Digi-Schlock: COCKNEYS VS. ZOMBIES (Scream Factory Blu-Ray)

Cockneys Vs. Zombies was something of a favorite at horror festivals but never got picked up for a U.S. theatrical run. However, American zombie flick fans without access to festival screenings can now check out the film on home video via this new blu-ray from Scream Factory. The results do well by the film, offering a strong transfer and plentiful extras.

The blu-ray transfer translates the film’s digital cinematography to the small screen nicely, with appropriately high levels of detail and a nice depth to the film’s colors, the latter quality being especially impressive in the eye-popping animated credits sequences that open and close the film. The film’s soundtrack is presented via a 5.1 DTS mix that offers a clean, effectively-mixed blend of dialogue, music and effects.

The Hoene commentary is a pretty straightforward look at the film from the director’s chair: he views the film as an adventure more than a horror piece, offering a lot of commentary about his choices in setting and maintaining a lighter-than-usual tone for a zombie film. He also offers plentiful scene-specific tales about the locations and is effusive with praise for his cast, referencing them all by name and offering little anecdotes about what they brought to their roles. He’s never at a loss for something to comment on and his humble, cheerful personality makes the track a pleasant listen.

The Moran commentary discusses the film from the screenwriter’s viewpoint, with the author providing a scene-specific set of ruminations on his choices as a writer. Along the way, he discusses how the film grew towards a crowd-friendly vibe as he wrote it, particularly in his reluctance to kill protagonists off, and the inspiration behind different setpieces. Along the way, he also covers how he got involved with the project and even plays an voicemail message that star Alan Ford recorded for his phone.
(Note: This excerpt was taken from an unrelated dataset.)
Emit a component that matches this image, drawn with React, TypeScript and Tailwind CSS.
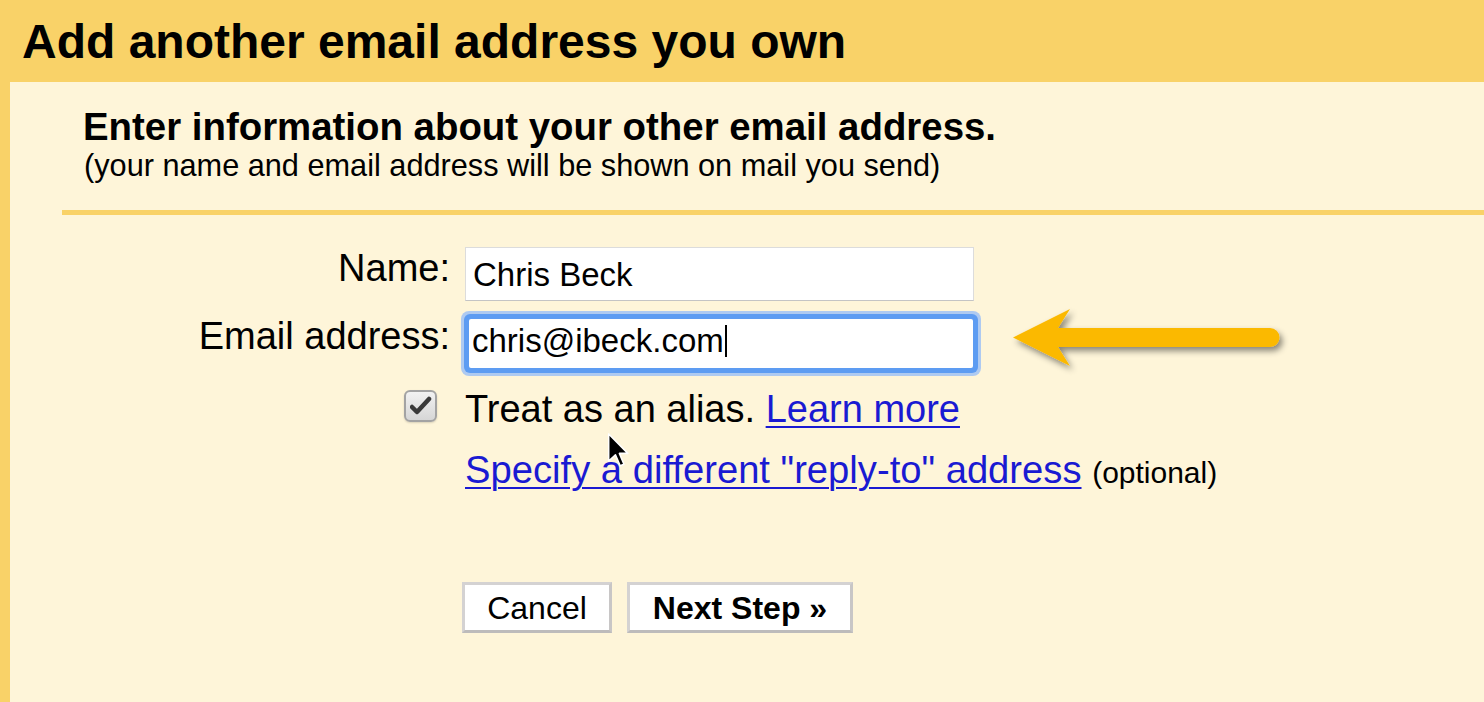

Moran has a charmingly dry sense of humor that keeps the track engaging and budding writers will find his thoughts interesting.

There is also a series of “original look behind the scenes” segments, eight brief bits in all. The first four focus on particular sequences, like the bank robbery or the dockside finale, all of them offering plentiful on-set footage. The next three focus on the filmmakers and cast, including a segment on the makeup effects and a fun bit where Harry Treadaway goofs around with a camera on set, including Rasmus Hardiker improvising fun bits of business.

However, the most memorable bit is the last, a brief instructional video that was filmed to train the extras on how to act like zombies. The result entertains while presenting genuinely useful info on how to portray a member of the living dead for the camera.

Next is a brief set of deleted scenes, totalling about six and a half minutes. Most of these are either trims or alternate versions of scenes, the most amusing/satisfying being a moment where Alan Ford punches out a disrespectful street kid. There is optional commentary for these scenes from both Hoene and Moran: it’s worth noting that they have differing views on the aforementioned punch-up scene and it’s interesting to hear their different takes on it. An appropriately raucous yet lighthearted theatrical trailer rounds the package out.

In short, this blu-ray offers a tidy little package for Cockneys Vs. Zombies and provides an appropriately high-def way for American fans to become acquainted with this zom-com.